640. WH Sat Feb. 23, 1793: To be Sold, That beautifully situated Farm, belonging to the subscriber, lying within one mile and a half of
Scotland meeting-house, containing about 160 acres of land, well wooded and watered, within one and half miles of three grist-mills and
law-mills, and about half a mile from a maltster and clothier. Said farm is excellent for ploughing and mowing, cuts about 25 loads of hay, is
under good improvement, and has a well within ten feet, and a brook within six rods of the house, that were never known to be dry. The terms
may be known by applying to Eben’r Hebberd. Windham, Feb. 18, 1793.

641. WH Sat Feb. 23, 1793: Came into the subscriber’s enclosure in Nov. last, a two year old Steer, of a lightish red, has a white streak on the back and rump.
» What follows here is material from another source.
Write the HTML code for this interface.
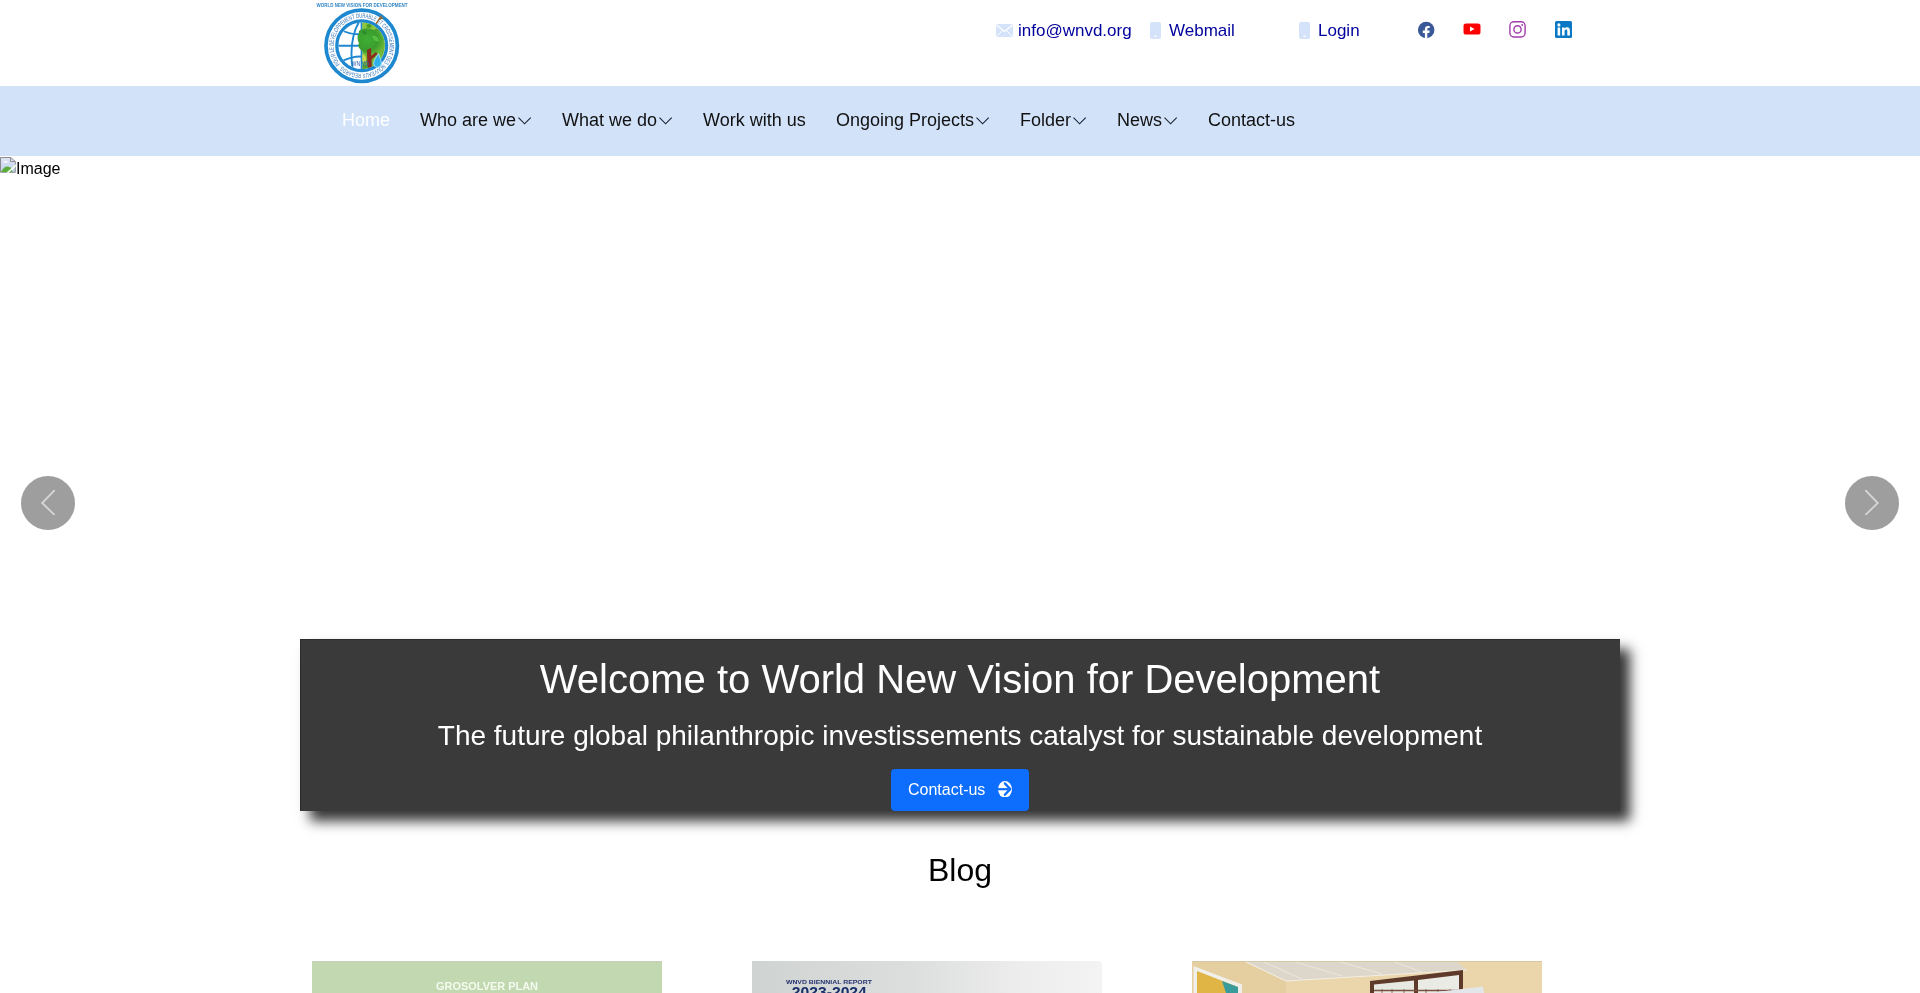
<!DOCTYPE html>
<html lang="en">
<head>
<meta charset="utf-8">
<title>World New Vision for Development</title>
<style>
html,body{margin:0;padding:0;background:#fff;}
body{width:1920px;height:993px;overflow:hidden;position:relative;will-change:transform;font-family:"Liberation Sans",sans-serif;color:#212529;}
.abs{position:absolute;}
.t{position:absolute;white-space:nowrap;line-height:1;}
/* top bar */
.top a{color:#00009c;text-decoration:none;font-size:17px;}
/* nav */
.nav{position:absolute;left:0;top:86px;width:1920px;height:70px;background:#d2e2f9;}
.nav .i{position:absolute;top:0;height:70px;line-height:70px;font-size:18px;color:#111;white-space:nowrap;}
.nav .i svg{position:absolute;}
/* caption */
.cap{position:absolute;left:300px;top:639px;width:1320px;height:172px;background:#3a3a3a;box-shadow:10px 10px 12px #363636, inset 1px 1px 0 #2c2c2c;}
.cap h1{position:absolute;left:0;width:100%;top:0;margin:0;text-align:center;font-weight:normal;color:#fff;font-size:40px;}
.cap p{position:absolute;left:0;width:100%;margin:0;text-align:center;color:#fff;font-size:28px;}
.btn{position:absolute;left:891px;top:769px;width:138px;height:42px;background:#0d6efd;border-radius:4px;color:#fff;font-size:16px;}
.arrow{position:absolute;width:54px;height:54px;border-radius:50%;background:#9e9e9e;top:476px;}
.card{position:absolute;top:961px;width:350px;height:40px;}
</style>
</head>
<body>

<!-- logo -->
<svg class="abs" style="left:312px;top:0" width="100" height="86" viewBox="0 0 100 86">
  <defs>
    <clipPath id="gl"><circle cx="49.7" cy="45.8" r="23.2"/></clipPath>
    <radialGradient id="tg" cx="0.35" cy="0.45" r="0.75"><stop offset="0" stop-color="#3fae35"/><stop offset="0.55" stop-color="#3a9d2e"/><stop offset="1" stop-color="#7cbf3a"/></radialGradient>
    <path id="arc" d="M28.25 63.80 A28.0 28.0 0 1 1 71.15 27.80 A28.0 28.0 0 1 1 28.25 63.80"/>
  </defs>
  <text x="50" y="7.1" text-anchor="middle" font-family="Liberation Sans" font-weight="bold" font-size="5.2" fill="#3286c8" textLength="91" lengthAdjust="spacingAndGlyphs">WORLD NEW VISION FOR DEVELOPMENT</text>
  <circle cx="49.7" cy="45.8" r="35.7" fill="#fff" stroke="#1d88d0" stroke-width="3.7"/>
  <text font-family="Liberation Sans" font-size="6.4" fill="#3474b8"><textPath href="#arc" textLength="172.0" lengthAdjust="spacingAndGlyphs">POUR LE DEVELOPPEMENT DURABLE ET CROISSEMENT DES NOUVEAUX REGARDS</textPath></text>
  <circle cx="49.7" cy="45.8" r="24.9" fill="#fff" stroke="#1d88d0" stroke-width="3.3"/>
  <g clip-path="url(#gl)">
    <g stroke="#1d88d0" stroke-width="1.9" fill="none">
      <line x1="20" y1="45.8" x2="50" y2="45.8"/>
      <line x1="49.6" y1="18" x2="49.6" y2="74"/>
      <path d="M28 29.5 Q40 35.5 50 34"/>
      <path d="M28 62 Q40 56 50 56.5"/>
      <path d="M47.5 21 Q36 40 41 72"/>
    </g>
    <rect x="50.5" y="18" width="30" height="56" fill="#6fb83a"/>
    <path d="M50.5 20 L62 20 Q70 24 73 34 L50.5 36 Z" fill="#8cc63f"/>
    <ellipse cx="57" cy="26" rx="2.6" ry="2" fill="#4a9a2a"/>
    <ellipse cx="65" cy="31" rx="2.8" ry="2.2" fill="#4a9a2a"/>
    <path d="M47 33 Q46 30 51 29 Q56 27 62 30 Q70 30 72 38 Q74 46 70 52 Q64 55 58 53 Q52 54 49 50 Q45 47 47 43 Q44 38 47 33 Z" fill="url(#tg)"/>
    <path d="M50 31 Q54 30 55 34 Q51 36 50 31 Z" fill="#2f8a2a"/>
    <path d="M60 36 Q66 35 67 41 Q62 43 60 36 Z" fill="#55c040"/>
    <path d="M55 50 L59 48 L60 71 L55.5 72 Z" fill="#8c2a22"/>
    <path d="M58 57 L64 52 L65.5 54 L59 60 Z" fill="#8c2a22"/>
    <path d="M50.5 54 Q55 55 54 62 L50.5 62 Z" fill="#c9d84a"/>
    <path d="M62 58 Q66 57 66 62 Q62 64 62 58 Z" fill="#7dc23e"/>
    <path d="M50.5 66 Q54 63 57 68 L56 72 L50.5 72 Z" fill="#4f9f2f"/>
  </g>
  <path d="M66.5 53.5 Q62 60 61.5 63 Q61.5 67 65.5 67.5 Q69.5 67 69.5 63 Q69 60 66.5 53.5 Z" fill="#2fb0ea" stroke="#c6eeff" stroke-width="0.7"/>
  <text x="48.2" y="66" text-anchor="middle" font-family="Liberation Sans" font-size="7.6" fill="#2b5fae" textLength="17.5" lengthAdjust="spacingAndGlyphs">WN VD</text>
  <path d="M64 24 L69.5 15.5 M67 19 L71 18" stroke="#9a6a3a" stroke-width="1.4" fill="none"/>
</svg>

<!-- top links -->
<div class="top">
  <svg class="abs" style="left:996px;top:24px" width="17" height="13" viewBox="0 0 17 13"><rect x="0" y="0" width="17" height="13" rx="1.5" fill="#d5e3fa"/><path d="M0.5 1 L8.5 7.5 L16.5 1" stroke="#fff" stroke-width="1.2" fill="none"/><path d="M0.5 12.5 L6.5 6.5 M16.5 12.5 L10.5 6.5" stroke="#fff" stroke-width="1" fill="none"/></svg>
  <a class="t" style="left:1018px;top:22px">info@wnvd.org</a>
  <svg class="abs" style="left:1150px;top:22px" width="11" height="17" viewBox="0 0 11 17"><rect x="0" y="0" width="11" height="17" rx="2" fill="#d5e3fa"/><rect x="4.5" y="13.5" width="2" height="1.5" fill="#fff"/></svg>
  <a class="t" style="left:1169px;top:22px">Webmail</a>
  <svg class="abs" style="left:1299px;top:22px" width="11" height="17" viewBox="0 0 11 17"><rect x="0" y="0" width="11" height="17" rx="2" fill="#d5e3fa"/><rect x="4.5" y="13.5" width="2" height="1.5" fill="#fff"/></svg>
  <a class="t" style="left:1318px;top:22px">Login</a>
</div>

<!-- social -->
<svg class="abs" style="left:1417px;top:21px" width="18" height="18" viewBox="0 0 18 18"><circle cx="9.2" cy="9.0" r="8.25" fill="#3b5998"/><path d="M10.3 17.6 V11.9 H12.3 L12.6 9.6 H10.3 V8.2 C10.3 7.5 10.6 7.0 11.5 7.0 H12.7 V5.1 C12.4 5.05 11.7 5 10.9 5 C9.1 5 7.9 6.1 7.9 8.1 V9.6 H5.8 V11.9 H7.9 V17.6 Z" fill="#fff"/></svg>
<svg class="abs" style="left:1463px;top:23px" width="18" height="12" viewBox="0 0 18 12"><rect x="0.5" y="0.5" width="17" height="11.1" rx="2.6" fill="#f00"/><path d="M7 3.4 L11.6 6 L7 8.6 Z" fill="#fff"/></svg>
<svg class="abs" style="left:1509px;top:21px" width="18" height="18" viewBox="0 0 18 18"><rect x="0.9" y="0.7" width="15.2" height="15.3" rx="4" fill="none" stroke="#a23cac" stroke-width="1.4"/><circle cx="8.5" cy="8.4" r="3.6" fill="none" stroke="#a23cac" stroke-width="1.4"/><circle cx="13.2" cy="4" r="0.9" fill="#a23cac"/></svg>
<svg class="abs" style="left:1555px;top:21px" width="17" height="17" viewBox="0 0 17 17"><rect x="0" y="0" width="17" height="17" rx="1.5" fill="#0b78c6"/><rect x="2.6" y="6.5" width="2.6" height="8" fill="#fff"/><circle cx="3.9" cy="3.9" r="1.55" fill="#fff"/><path d="M7 6.5 H9.5 V7.7 C10 6.9 10.9 6.3 12.2 6.3 C14.2 6.3 14.9 7.6 14.9 9.7 V14.5 H12.3 V10.3 C12.3 9.3 12.1 8.6 11.1 8.6 C10.1 8.6 9.6 9.3 9.6 10.4 V14.5 H7 Z" fill="#fff"/></svg>

<!-- nav -->
<div class="nav">
  <div class="i" style="left:342px;top:-1px;color:#fff">Home</div>
  <div class="i" style="left:420px;top:-1px">Who are we</div>
  <div class="i" style="left:562px;top:-1px">What we do</div>
  <div class="i" style="left:703px;top:-1px">Work with us</div>
  <div class="i" style="left:836px;top:-1px">Ongoing Projects</div>
  <div class="i" style="left:1020px;top:-1px">Folder</div>
  <div class="i" style="left:1117px;top:-1px">News</div>
  <div class="i" style="left:1208px;top:-1px">Contact-us</div>
  <svg style="position:absolute;top:31px;left:518px" width="14" height="8" viewBox="0 0 14 8"><path d="M0.5 0.6 L6.6 6.8 L12.7 0.6" stroke="#1a2030" stroke-width="1.1" fill="none"/></svg>
  <svg style="position:absolute;top:31px;left:659px" width="14" height="8" viewBox="0 0 14 8"><path d="M0.5 0.6 L6.6 6.8 L12.7 0.6" stroke="#1a2030" stroke-width="1.1" fill="none"/></svg>
  <svg style="position:absolute;top:31px;left:976px" width="14" height="8" viewBox="0 0 14 8"><path d="M0.5 0.6 L6.6 6.8 L12.7 0.6" stroke="#1a2030" stroke-width="1.1" fill="none"/></svg>
  <svg style="position:absolute;top:31px;left:1073px" width="14" height="8" viewBox="0 0 14 8"><path d="M0.5 0.6 L6.6 6.8 L12.7 0.6" stroke="#1a2030" stroke-width="1.1" fill="none"/></svg>
  <svg style="position:absolute;top:31px;left:1164px" width="14" height="8" viewBox="0 0 14 8"><path d="M0.5 0.6 L6.6 6.8 L12.7 0.6" stroke="#1a2030" stroke-width="1.1" fill="none"/></svg>
</div>

<!-- broken image -->
<svg class="abs" style="left:0;top:157px" width="16" height="16" viewBox="0 0 16 16">
  <defs><linearGradient id="sky" x1="0" y1="0" x2="0" y2="1"><stop offset="0" stop-color="#dfe5f5"/><stop offset="1" stop-color="#c2d2ee"/></linearGradient></defs>
  <path d="M0.5 0.5 H10.8 L15.3 4.6 V15.3 H0.5 Z" fill="url(#sky)" stroke="#8c8c8c" stroke-width="1"/>
  <path d="M10.5 0.5 V4.5 H15.3" fill="none" stroke="#8c8c8c" stroke-width="1"/>
  <path d="M3 5.5 Q5.5 1.8 8 5.5 Z" fill="#fff"/>
  <path d="M1 15 Q5 6.5 11.5 11 L12.5 15 Z" fill="#5cae3c"/>
  <path d="M6.5 16 L15.8 7.6 V9.5 L8.5 16 Z" fill="#fff"/>
  <path d="M6.8 15.8 L15.6 7.8" stroke="#e0ffd8" stroke-width="1"/>
</svg>

<div class="t" style="left:16px;top:161px;font-size:16px;color:#000">Image</div>

<!-- arrows -->
<div class="arrow" style="left:21px"><svg style="position:absolute;left:0;top:0" width="54" height="54" viewBox="0 0 54 54"><path d="M33.2 14.6 L21.2 27 L33 38.4" stroke="#d6d6d6" stroke-width="1.8" stroke-linecap="round" fill="none"/></svg></div>
<div class="arrow" style="left:1845px"><svg style="position:absolute;left:0;top:0" width="54" height="54" viewBox="0 0 54 54"><path d="M20.8 14.6 L32.8 27 L21 38.4" stroke="#d6d6d6" stroke-width="1.8" stroke-linecap="round" fill="none"/></svg></div>

<!-- caption -->
<div class="cap"></div>
<div class="t" style="left:0;width:1920px;text-align:center;top:659px;font-size:40px;color:#fff">Welcome to World New Vision for Development</div>
<div class="t" style="left:0;width:1920px;text-align:center;top:722px;font-size:28px;color:#fff">The future global philanthropic investissements catalyst for sustainable development</div>
<div class="btn"><span class="t" style="left:17px;top:13px">Contact-us</span><svg class="abs" style="left:107px;top:11.7px" width="14" height="16.6" viewBox="0 0 14 16.6"><ellipse cx="7" cy="8.3" rx="7" ry="8.3" fill="#fff"/><path d="M0 8.2 H10.5" stroke="#0d6efd" stroke-width="2.2"/><path d="M6.9 2.4 L12.2 8.1 L6.9 13.8" stroke="#0d6efd" stroke-width="2.3" fill="none" stroke-linecap="round" stroke-linejoin="round"/></svg></div>

<!-- blog -->
<div class="t" style="left:0;width:1920px;text-align:center;top:854px;font-size:32px;color:#000">Blog</div>
<div class="card" style="left:312px;background:#c1d8b1;overflow:hidden">
  <svg style="position:absolute;left:0;top:0" width="350" height="32" viewBox="0 0 350 32"><rect x="0" y="0" width="350" height="1.2" fill="#c8d2b8"/><text x="175" y="29" text-anchor="middle" font-family="Liberation Sans" font-weight="bold" font-size="10" fill="#f4fbef" textLength="102" lengthAdjust="spacingAndGlyphs">GROSOLVER PLAN</text></svg>
</div>
<div class="card" style="left:752px;background:linear-gradient(90deg,#cfd3d2 0%,#dcdedd 45%,#eeeeee 80%,#f3f3f3 100%);border-top-right-radius:4px;overflow:hidden">
  <svg style="position:absolute;left:0;top:0" width="350" height="32" viewBox="0 0 350 32"><text x="76.9" y="23" text-anchor="middle" font-family="Liberation Sans" font-weight="bold" font-size="5.6" fill="#24336e" textLength="86" lengthAdjust="spacingAndGlyphs">WNVD BIENNIAL REPORT</text><text x="77.3" y="35.8" text-anchor="middle" font-family="Liberation Sans" font-weight="bold" font-size="14.5" fill="#1a2f6a" textLength="75" lengthAdjust="spacingAndGlyphs">2023-2024</text></svg>
</div>
<div class="card" style="left:1192px;background:#e6d3a8;overflow:hidden">
  <svg style="position:absolute;left:0;top:0" width="350" height="32" viewBox="0 0 350 32">
    <rect width="350" height="32" fill="#ebd6ab"/>
    <polygon points="0,0 52,0 94,20 94,32 0,32" fill="#e5cfa0"/>
    <polygon points="52,0 264,0 275,9 94,20" fill="#ddd7cb"/>
    <path d="M52 0 L94 20 L275 9" stroke="#f4efe4" stroke-width="1" fill="none"/>
    <path d="M70 0 L110 18 M100 0 L150 15 M145 0 L190 13 M200 0 L230 11" stroke="#f2ede2" stroke-width="0.7" fill="none"/>
    <polygon points="178,20 271,9 271,32 178,32" fill="#5e3a2a"/>
    <polygon points="182,23.5 222,19.5 222,32 182,32" fill="#e8e8e3"/>
    <polygon points="226,19 267,14 267,32 226,32" fill="#ebebe6"/>
    <path d="M182 29.5 H267" stroke="#7a5040" stroke-width="1.3"/>
    <path d="M190 28 V32 M200 28 V32 M212 28 V32 M234 28 V32 M246 28 V32 M258 28 V32" stroke="#7a5040" stroke-width="0.8"/>
    <polygon points="1.5,5 50,23.5 50,32 1.5,32" fill="#f1efea"/>
    <polygon points="5,10 46,26 46,32 5,32" fill="#e0b546"/>
    <polygon points="30,20 46,26 46,32 34,32" fill="#3a9c9a"/>
    <polygon points="236,32 291,25.5 292,32" fill="#e4e7ea"/>
    <rect x="0" y="0" width="350" height="1" fill="#d6c8a6"/>
  </svg>
</div>

</body>
</html>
The owner may have it again, proving property and paying charges. James Howard, Hampton, Feb. 18, 1793.

642. WH Sat Feb. 23, 1793: To be sold at publick vendue, at the sign-post in Lebanon second Society, on the fourth Monday of April next,
for hard money, so much of the real estate of Joseph Barrel, esq. non-resident proprietor, as will pay his town and parish taxes, in our
hands to collect, with the incident charges arising thereon. Seth Collins, Elezer Richardson, Paul Carpenter, Enos Gearey, Collectors.
Lebanon, Feb. 20, 1793.

643. WH Sat Feb. 23, 1793: Albany, Feb. 4. Beware of Counterfeits!! Counterfeit Dollars of the following years, viz. 1775 ­ 1781 ­ 83 ­ 84 ­
85 ­ 88 ­ and 90, are in general circulation in this northern quarter. They are composed of copper plated over with a thin coat of real silver,
and so well executed as to render it impossible to detect the deception without the greatest attention.